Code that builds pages
══════
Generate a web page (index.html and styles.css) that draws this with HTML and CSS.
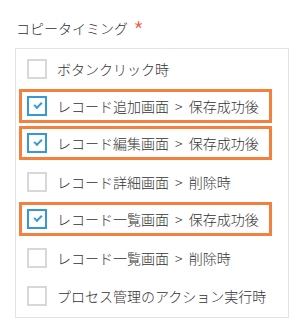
FILE: index.html
```html
<!DOCTYPE html>
<html lang="ja">
<head>
    <meta charset="utf-8">
    <meta name="viewport" content="width=device-width, initial-scale=1">
    <link rel="stylesheet" href="styles.css">
    <title>コピータイミング</title>
</head>
<body>
<div class="field">
    <div class="fieldLabel">コピータイミング <span class="required">*</span></div>
    <div class="optionBox">
        <div class="option"><span class="check"></span><span>ボタンクリック時</span></div>
        <div class="option marked"><span class="check on"></span><span>レコード追加画面 &gt; 保存成功後</span></div>
        <div class="option marked"><span class="check on"></span><span>レコード編集画面 &gt; 保存成功後</span></div>
        <div class="option"><span class="check"></span><span>レコード詳細画面 &gt; 削除時</span></div>
        <div class="option marked"><span class="check on"></span><span>レコード一覧画面 &gt; 保存成功後</span></div>
        <div class="option"><span class="check"></span><span>レコード一覧画面 &gt; 削除時</span></div>
        <div class="option"><span class="check"></span><span>プロセス管理のアクション実行時</span></div>
    </div>
</div>
</body>
</html>
```

FILE: styles.css
```css
body {
    margin: 0;
    background: #fff;
    font-family: "Noto Sans CJK JP", "Noto Sans", sans-serif;
    font-size: 14px;
    font-weight: 300;
    color: #333;
}

.field {
    padding: 16px 17px 0 15px;
}

.fieldLabel {
    height: 24px;
    line-height: 24px;
    padding-left: 1px;
    margin-bottom: 8px;
}
.required {
    color: #f0624e;
    font-size: 25px;
    line-height: 10px;
    vertical-align: -7px;
    margin-left: 2px;
}

.optionBox {
    border: 1px solid #e3e3e3;
    padding: 1px 3px 2px 3px;
}

.option {
    display: flex;
    align-items: center;
    width: 253px;
    height: 38px;
    box-sizing: border-box;
    border: 3px solid transparent;
    border-top-width: 4px;
    border-bottom-width: 4px;
    padding-left: 5px;
    word-spacing: 3px;
}
.option.marked {
    border: 3px solid #f5803e;
    height: 34px;
    margin: 1px 0 3px 0;
}

.check {
    position: relative;
    width: 20px;
    height: 20px;
    box-sizing: border-box;
    border: 2px solid #d8d8d8;
    background: #fff;
    margin-right: 10px;
    flex-shrink: 0;
}
.check.on {
    border-color: #3498db;
}
.check.on:after {
    content: "";
    position: absolute;
    left: 5px;
    top: 4px;
    width: 6px;
    height: 3px;
    border-left: 2px solid #3498db;
    border-bottom: 2px solid #3498db;
    transform: rotate(-45deg);
}
```
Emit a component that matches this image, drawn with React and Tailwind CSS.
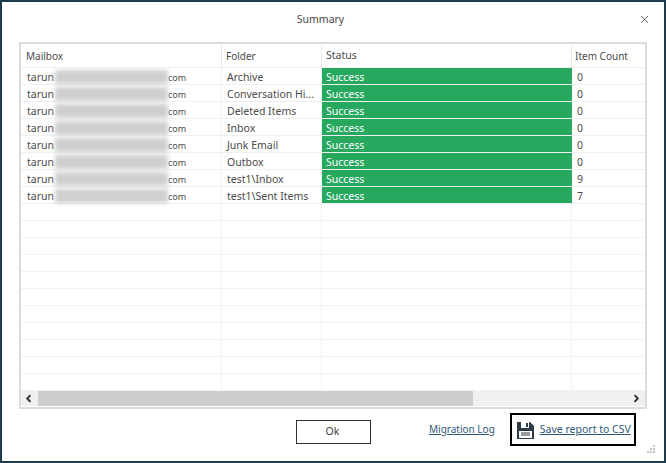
══════
(Given request): Give every line back word for word and leave the pictures out.

(Result of this task):
Generate a web page (index.html and styles.css) that draws this with HTML and CSS.
FILE: index.html
```html
<!DOCTYPE html>
<html lang="ja">
<head>
    <meta charset="utf-8">
    <meta name="viewport" content="width=device-width, initial-scale=1">
    <link rel="stylesheet" href="styles.css">
    <title>コピータイミング</title>
</head>
<body>
<div class="field">
    <div class="fieldLabel">コピータイミング <span class="required">*</span></div>
    <div class="optionBox">
        <div class="option"><span class="check"></span><span>ボタンクリック時</span></div>
        <div class="option marked"><span class="check on"></span><span>レコード追加画面 &gt; 保存成功後</span></div>
        <div class="option marked"><span class="check on"></span><span>レコード編集画面 &gt; 保存成功後</span></div>
        <div class="option"><span class="check"></span><span>レコード詳細画面 &gt; 削除時</span></div>
        <div class="option marked"><span class="check on"></span><span>レコード一覧画面 &gt; 保存成功後</span></div>
        <div class="option"><span class="check"></span><span>レコード一覧画面 &gt; 削除時</span></div>
        <div class="option"><span class="check"></span><span>プロセス管理のアクション実行時</span></div>
    </div>
</div>
</body>
</html>
```

FILE: styles.css
```css
body {
    margin: 0;
    background: #fff;
    font-family: "Noto Sans CJK JP", "Noto Sans", sans-serif;
    font-size: 14px;
    font-weight: 300;
    color: #333;
}

.field {
    padding: 16px 17px 0 15px;
}

.fieldLabel {
    height: 24px;
    line-height: 24px;
    padding-left: 1px;
    margin-bottom: 8px;
}
.required {
    color: #f0624e;
    font-size: 25px;
    line-height: 10px;
    vertical-align: -7px;
    margin-left: 2px;
}

.optionBox {
    border: 1px solid #e3e3e3;
    padding: 1px 3px 2px 3px;
}

.option {
    display: flex;
    align-items: center;
    width: 253px;
    height: 38px;
    box-sizing: border-box;
    border: 3px solid transparent;
    border-top-width: 4px;
    border-bottom-width: 4px;
    padding-left: 5px;
    word-spacing: 3px;
}
.option.marked {
    border: 3px solid #f5803e;
    height: 34px;
    margin: 1px 0 3px 0;
}

.check {
    position: relative;
    width: 20px;
    height: 20px;
    box-sizing: border-box;
    border: 2px solid #d8d8d8;
    background: #fff;
    margin-right: 10px;
    flex-shrink: 0;
}
.check.on {
    border-color: #3498db;
}
.check.on:after {
    content: "";
    position: absolute;
    left: 5px;
    top: 4px;
    width: 6px;
    height: 3px;
    border-left: 2px solid #3498db;
    border-bottom: 2px solid #3498db;
    transform: rotate(-45deg);
}
```
Emit a component that matches this image, drawn with React and Tailwind CSS.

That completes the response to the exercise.